Theater News

Immigrants and Lost Boys

Notes on recordings of two very different musicals: a recent Off-Broadway show and a true rarity.

As if to remind us that not all unnecessary musicals derive from films, the new recording of The Immigrant — a show that was deported last year after a very brief run at Dodger Stages — has just arrived courtesy of Ghostlight. This big-hearted, small-scale musical was adapted by Mark Harelik from his own play about the uneasy bonds that form between a Russian Jew and his wife (characters based on Harelik’s own grandparents) and the Texas couple that helps them settle in the United States at the turn of the 20th century. One wants to like the show, but the score by Steven M. Alper and Sarah Knapp seldom makes this easy, even when separated from director Randal Myler’s sparse, somber production.

Sounding like a klezmer interpretation of Jeanine Tesori’s Violet as played by a vaudeville house pit band, the songs float by in an unsteady stream of post-modernism and musical theater clichés, despite Kimberly Grigsby’s spirited musical direction. Long, musicalized dialogue scenes feel all but interminable — especially “A Stranger Here,” in which the Jew (Haskell, played by Adam Heller) meets his surrogate family, Milton and Ima (Walter Charles and Cass Morgan). Comedy songs like “Changes,” following Haskell and Milton’s attempts to set Haskell up in a proper business, and “Padadooly,” in which Ima and Haskell’s wife Leah (Jacqueline Antaramian) compare their cultures’ different beliefs in luck, find few easy laughs and come across as more disjointed and listless here than in the theater. Other numbers that played well onstage — Leah’s reflective “Candlesticks,” Ima’s “Take the Comforting Hand of Jesus” (an aching examination of her faith), and Haskell’s frustrated “No Place to Go” — lack dramatic impact when divorced from Harelik’s book.

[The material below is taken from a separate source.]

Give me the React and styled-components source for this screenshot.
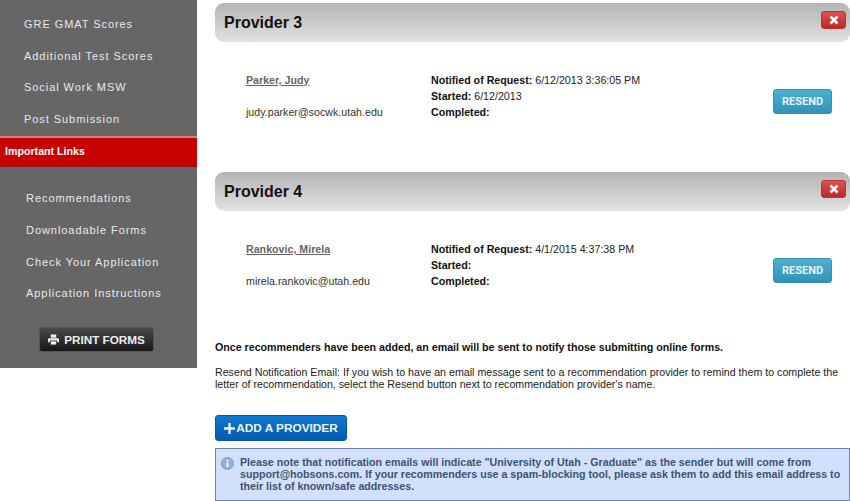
import styled, { createGlobalStyle } from "styled-components";

const GlobalStyle = createGlobalStyle`
html, body {
  margin: 0;
  padding: 0;
  background: #fff;
  overflow: hidden;
  font-family: "Liberation Sans", Arial, sans-serif;
}
`;

const Page = styled.div`
display: flex;
align-items: flex-start;
width: 850px;
height: 501px;
overflow: hidden;
`;

const Sidebar = styled.nav`
width: 197px;
height: 368px;
flex-shrink: 0;
background: #666;
display: flex;
flex-direction: column;
padding-top: 9px;
box-sizing: border-box;
`;

const NavLink = styled.a`
display: block;
height: 31.7px;
line-height: 31.7px;
padding-left: ${(props) => props.$indent}px;
color: #e8e8e8;
font-size: 11px;
letter-spacing: 0.94px;
white-space: nowrap;
`;

const NavHeading = styled.div`
height: 31px;
margin: 0 0 16.6px;
box-sizing: border-box;
background: #c80000;
border-top: 2px solid #d98080;
border-bottom: 1px solid #8f1010;
padding-left: 5px;
line-height: 27px;
color: #fff;
font-size: 10.67px;
font-weight: bold;
`;

const PrintButton = styled.button`
align-self: flex-start;
margin: 16.5px 0 0 39px;
width: 115px;
height: 25px;
display: flex;
align-items: center;
justify-content: center;
gap: 5px;
padding: 0;
border: 1px solid #555;
border-radius: 3px;
background: linear-gradient(#4a4a4a, #161616);
color: #eee;
font-family: inherit;
font-size: 11.7px;
font-weight: bold;
`;

const Main = styled.main`
margin-left: 18px;
width: 635px;
padding-top: 3px;
`;

const Provider = styled.section`
height: 169px;
`;

const ProviderHeader = styled.header`
height: 39px;
box-sizing: border-box;
padding: 0 4px 0 9px;
display: flex;
align-items: center;
justify-content: space-between;
border-radius: 9px;
background: linear-gradient(#b4b4b4, #e2e2e2);
`;

const ProviderTitle = styled.h2`
margin: 0;
font-size: 16px;
font-weight: bold;
color: #111;
`;

const RemoveButton = styled.button`
width: 25px;
height: 18px;
margin-top: -6px;
padding: 0;
display: flex;
align-items: center;
justify-content: center;
border: 1px solid #b33;
border-radius: 3px;
background: linear-gradient(#e05050, #bb2a2a);
`;

const ProviderBody = styled.div`
display: grid;
grid-template-columns: 185px 342px 59px;
padding: 30px 0 0 31px;
`;

const Contact = styled.div`
display: flex;
flex-direction: column;
justify-content: space-between;
height: 48px;
font-size: 10.67px;
line-height: 16px;
color: #333;
`;

const ContactName = styled.a`
color: #666;
font-weight: bold;
text-decoration: underline;
`;

const Details = styled.div`
font-size: 10.67px;
line-height: 16px;
color: #222;
b {
  color: #111;
}
`;

const ResendButton = styled.button`
align-self: start;
width: 59px;
height: 25px;
margin-top: 17px;
padding: 0;
border: 1px solid #3a8fae;
border-radius: 3px;
background: linear-gradient(#4fb0cf, #2f93b8);
color: #e4f3f8;
font-family: Roboto, sans-serif;
font-size: 11px;
font-weight: bold;
`;

const Lead = styled.p`
margin: 0;
font-size: 10.67px;
font-weight: bold;
line-height: 13px;
color: #111;
`;

const Paragraph = styled.p`
margin: 12px 0 0;
width: 632px;
font-size: 10.67px;
line-height: 12px;
color: #222;
`;

const AddButton = styled.button`
display: flex;
align-items: center;
justify-content: center;
gap: 1px;
width: 132px;
height: 26px;
margin-top: 25px;
padding: 0;
border: 1px solid #0a55a0;
border-radius: 3px;
background: linear-gradient(#0f78d2, #0659ae);
color: #eaf3fb;
font-family: inherit;
font-size: 11.8px;
font-weight: bold;
`;

const Notice = styled.div`
display: flex;
gap: 6px;
margin-top: 7px;
height: 53px;
box-sizing: border-box;
padding: 7px 8px 0 5px;
border: 1px solid #6d84ad;
background: #d2e0fb;
color: #3d5378;
font-size: 10.67px;
font-weight: bold;
line-height: 12px;
`;

const NoticeIcon = styled.svg`
flex-shrink: 0;
width: 13px;
height: 13px;
margin-top: 1px;
`;

const topLinks = ["GRE GMAT Scores", "Additional Test Scores", "Social Work MSW", "Post Submission"];
const bottomLinks = ["Recommendations", "Downloadable Forms", "Check Your Application", "Application Instructions"];

const providers = [
  {
    title: "Provider 3",
    name: "Parker, Judy",
    email: "judy.parker@socwk.utah.edu",
    notified: "6/12/2013 3:36:05 PM",
    started: "6/12/2013",
  },
  {
    title: "Provider 4",
    name: "Rankovic, Mirela",
    email: "mirela.rankovic@utah.edu",
    notified: "4/1/2015 4:37:38 PM",
    started: "",
  },
];

function PrinterIcon() {
  return (
    <svg width="11" height="11" viewBox="0 0 12 12" fill="#eee">
      <path d="M3 0.5h6v3.5H3z" />
      <path d="M1 4.5h10a1 1 0 0 1 1 1V9h-2V7H2v2H0V5.5a1 1 0 0 1 1-1z" />
      <path d="M3 8h6v3.5H3z" />
    </svg>
  );
}

function CloseIcon() {
  return (
    <svg width="10" height="10" viewBox="0 0 10 10">
      <path d="M1.5 1.5l7 7M8.5 1.5l-7 7" stroke="#fff" strokeWidth="2.6" />
    </svg>
  );
}

function PlusIcon() {
  return (
    <svg width="11" height="11" viewBox="0 0 10 10" fill="#eaf3fb">
      <path d="M3.9 0h2.2v3.9H10v2.2H6.1V10H3.9V6.1H0V3.9h3.9z" />
    </svg>
  );
}

export default function App() {
  return (
    <Page>
      <GlobalStyle />
      <Sidebar>
        {topLinks.map((link) => (
          <NavLink key={link} $indent={24}>{link}</NavLink>
        ))}
        <NavHeading>Important Links</NavHeading>
        {bottomLinks.map((link) => (
          <NavLink key={link} $indent={26}>{link}</NavLink>
        ))}
        <PrintButton>
          <PrinterIcon />
          PRINT FORMS
        </PrintButton>
      </Sidebar>
      <Main>
        {providers.map((provider) => (
          <Provider key={provider.title}>
            <ProviderHeader>
              <ProviderTitle>{provider.title}</ProviderTitle>
              <RemoveButton><CloseIcon /></RemoveButton>
            </ProviderHeader>
            <ProviderBody>
              <Contact>
                <ContactName>{provider.name}</ContactName>
                <span>{provider.email}</span>
              </Contact>
              <Details>
                <div><b>Notified of Request:</b> {provider.notified}</div>
                <div><b>Started:</b> {provider.started}</div>
                <div><b>Completed:</b></div>
              </Details>
              <ResendButton>RESEND</ResendButton>
            </ProviderBody>
          </Provider>
        ))}
        <Lead>Once recommenders have been added, an email will be sent to notify those submitting online forms.</Lead>
        <Paragraph>
          Resend Notification Email: If you wish to have an email message sent to a recommendation provider to remind them to complete the letter of recommendation, select the Resend button next to recommendation provider's name.
        </Paragraph>
        <AddButton><PlusIcon />ADD A PROVIDER</AddButton>
        <Notice>
          <NoticeIcon viewBox="0 0 14 14">
            <circle cx="7" cy="7" r="6.5" fill="#8fb0dc" stroke="#7a9ccc" />
            <rect x="6" y="6" width="2" height="5" fill="#fff" />
            <rect x="6" y="3" width="2" height="2" fill="#fff" />
          </NoticeIcon>
          <div>
            Please note that notification emails will indicate "University of Utah - Graduate" as the sender but will come from support@hobsons.com. If your recommenders use a spam-blocking tool, please ask them to add this email address to their list of known/safe addresses.
          </div>
        </Notice>
      </Main>
    </Page>
  );
}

Only in “The Sun Comes Up,” a 10-minute musical montage chronicling the birth of Haskell and Leah’s children and the couple’s maturing relationship with Ima and Milton, does the score generate any considerable narrative or emotional power. Heller, Charles, Morgan, and Antaramian are at their most effortless and effective here, and the number is laced with enough comedy and honest sentiment that we get a sense of the characters as real people. But, on the whole, Harelik should have stuck with his moving, simple, original play instead of diluting it with music that only obscures the heartfelt story.

— M.M.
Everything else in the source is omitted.